Benjamin Sachs is the Kestnbaum Professor of Labor and Industry at Harvard Law School and a leading expert in the field of labor law and labor relations. He is also faculty director of the Center for Labor and a Just Economy. Professor Sachs teaches courses in labor law, employment law, and law and social change, and his writing focuses on union organizing and unions in American politics. Prior to joining the Harvard faculty in 2008, Professor Sachs was the Joseph Goldstein Fellow at Yale Law School. From 2002-2006, he served as Assistant General Counsel of the Service Employees International Union (SEIU) in Washington, D.C. Professor Sachs graduated from Yale Law School in 1998, and served as a judicial law clerk to the Honorable Stephen Reinhardt of the United States Court of Appeals for the Ninth Circuit. His writing has appeared in the Harvard Law Review, the Yale Law Journal, the Columbia Law Review, the New York Times and elsewhere. Professor Sachs received the Yale Law School teaching award in 2007 and in 2013 received the Sacks-Freund Award for Teaching Excellence at Harvard Law School. He can be reached at [email protected].

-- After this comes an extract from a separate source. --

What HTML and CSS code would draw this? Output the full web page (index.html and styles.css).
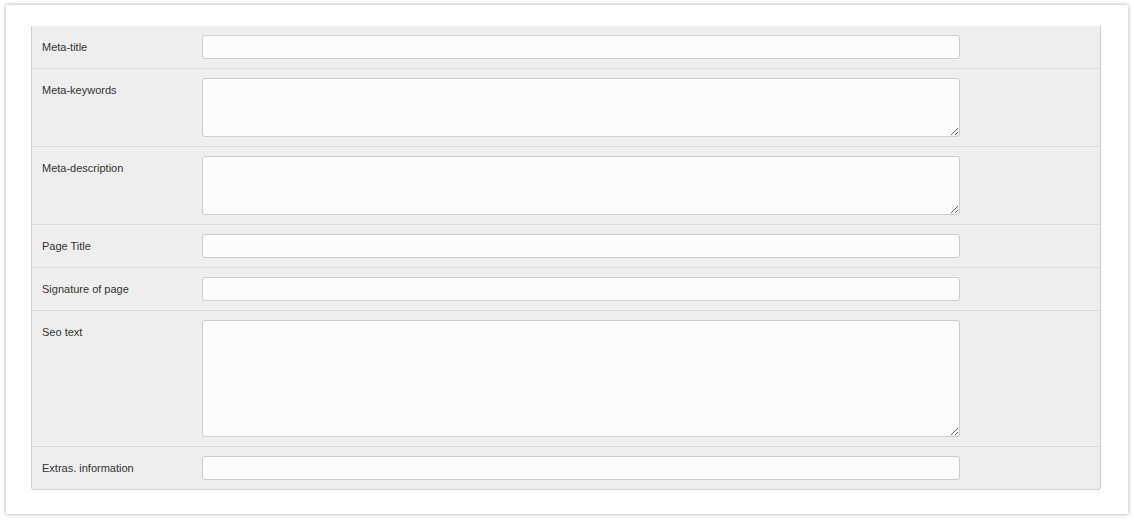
FILE: index.html
```html
<!DOCTYPE html>
<html>
<head>
<meta charset="utf-8">
<link rel="stylesheet" href="styles.css">
</head>
<body>
<div class="card">
  <div class="panel">
    <div class="row">
      <label class="label">Meta-title</label>
      <input class="field" type="text">
    </div>
    <div class="row">
      <label class="label">Meta-keywords</label>
      <textarea class="field area"></textarea>
    </div>
    <div class="row">
      <label class="label">Meta-description</label>
      <textarea class="field area"></textarea>
    </div>
    <div class="row">
      <label class="label">Page Title</label>
      <input class="field" type="text">
    </div>
    <div class="row">
      <label class="label">Signature of page</label>
      <input class="field" type="text">
    </div>
    <div class="row">
      <label class="label">Seo text</label>
      <textarea class="field area big"></textarea>
    </div>
    <div class="row">
      <label class="label">Extras. information</label>
      <input class="field" type="text">
    </div>
  </div>
</div>
</body>
</html>
```
FILE: styles.css
```css
html, body {
  margin: 0;
  padding: 0;
  background: #fff;
}
body {
  padding: 5px 6px;
  font-family: "Liberation Sans", Arial, sans-serif;
}
.card {
  width: 1122px;
  height: 509px;
  box-sizing: border-box;
  background: #fff;
  box-shadow: 0 0 4px rgba(0, 0, 0, 0.35);
  padding: 21px 27px 0 25px;
}
.panel {
  background: #eeeeee;
  border: 1px solid #d0d0d0;
  border-top: none;
  border-radius: 0 0 3px 3px;
}
.row {
  display: flex;
  align-items: flex-start;
  padding: 9px 10px;
  border-bottom: 1px solid #dcdcdc;
}
.row:last-child {
  border-bottom: none;
}
.label {
  width: 160px;
  flex: none;
  font-size: 11px;
  line-height: 24px;
  color: #333;
}
.field {
  display: block;
  width: 758px;
  height: 24px;
  box-sizing: border-box;
  margin: 0;
  background: #fcfcfc;
  border: 1px solid #cccccc;
  border-radius: 3px;
  font-family: "Liberation Sans", Arial, sans-serif;
  font-size: 12px;
  padding: 2px 6px;
  outline: none;
}
.area {
  height: 59px;
  resize: vertical;
}
.big {
  height: 117px;
}
```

In an opinion released Tuesday, the ninth circuit has rejected a First Amendment challenge to exclusive representation. As Jared reports, the ninth circuit joins the eighth circuit in affirming the constitutional validity of exclusive representation, even in the aftermath of the Supreme Court’s Janus decision. No circuit court has held to the contrary, and thus no circuit split exists on the question.

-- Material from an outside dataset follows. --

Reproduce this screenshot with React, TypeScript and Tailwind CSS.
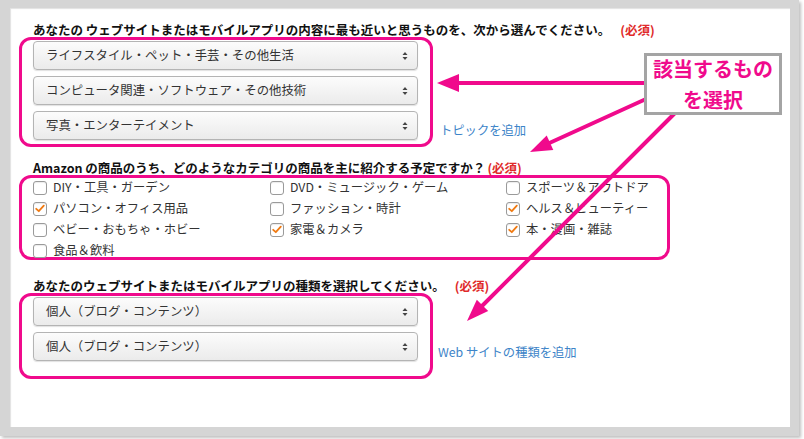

Writing for a unanimous ninth circuit panel in Miller v. Inslee, Judge Christen holds that Minnesota State Board for Community Colleges v. Knight governs the constitutional analysis of exclusive representation systems. In Knight, the Supreme Court rejected constitutional challenges to two provisions of Minnesota law: one which required the State to “meet and negotiate” with the faculty’s exclusive bargaining representative over terms and conditions of employment, and a second which required the State to meet and confer with the exclusive representative regarding “policy questions . . . outside the scope of mandatory bargaining.” As the Miller panel noted, “[f]ollowing Knight, every circuit court to address the constitutionality of exclusive bargaining arrangements . . . has concluded that these provisions do not violate the First Amendment.” And, the ninth circuit panel went on to hold, nothing in Janus upsets the Knight Court’s conclusion regarding the First Amendment validity of exclusive representation. To the contrary, the ninth circuit notes that “Janus specifically acknowledged that exclusive representation is constitutionally permissible.” As Janus put it, “[s]tates can keep their labor-relations systems exactly as they are – only they cannot force nonmembers to subsidize public-sector unions.”
Although the ninth circuit holds that Knight controls the case and dictates the conclusion that exclusive representation is constitutional (precisely as the eighth circuit held in Bierman v. Dayton), the court – in a final section of the opinion – also holds that, even if Knight did not govern, exclusive representation would withstand constitutional scrutiny. Why? Because exclusive representation serves a compelling state interest in securing labor peace. As the court of appeals aptly put it: “Washington has an interest in negotiating with only one entity, at least for the sake of efficiency and managerial logistics” and a concomitant interest in “avoiding the competing demands of rival representatives, the potential confusion that would result from multiple agreements, and possible dissension among the providers.” Thus, although Janus holds that a state’s interest in labor peace may not justify agency fee agreements, the ninth circuit reiterates that a state’s interest in labor peace does still – even after Janus – support and justify a system of exclusive representation. Finally, the ninth court decides that there is no less restrictive way of accomplishing the goal of labor peace in this context than through a system of exclusive representation.
Miller should disincline the Supreme Court to grant review in either of the exclusive representation cases pending on cert. petitions. Far from a circuit split on this question, there is uniformity among the courts of appeals.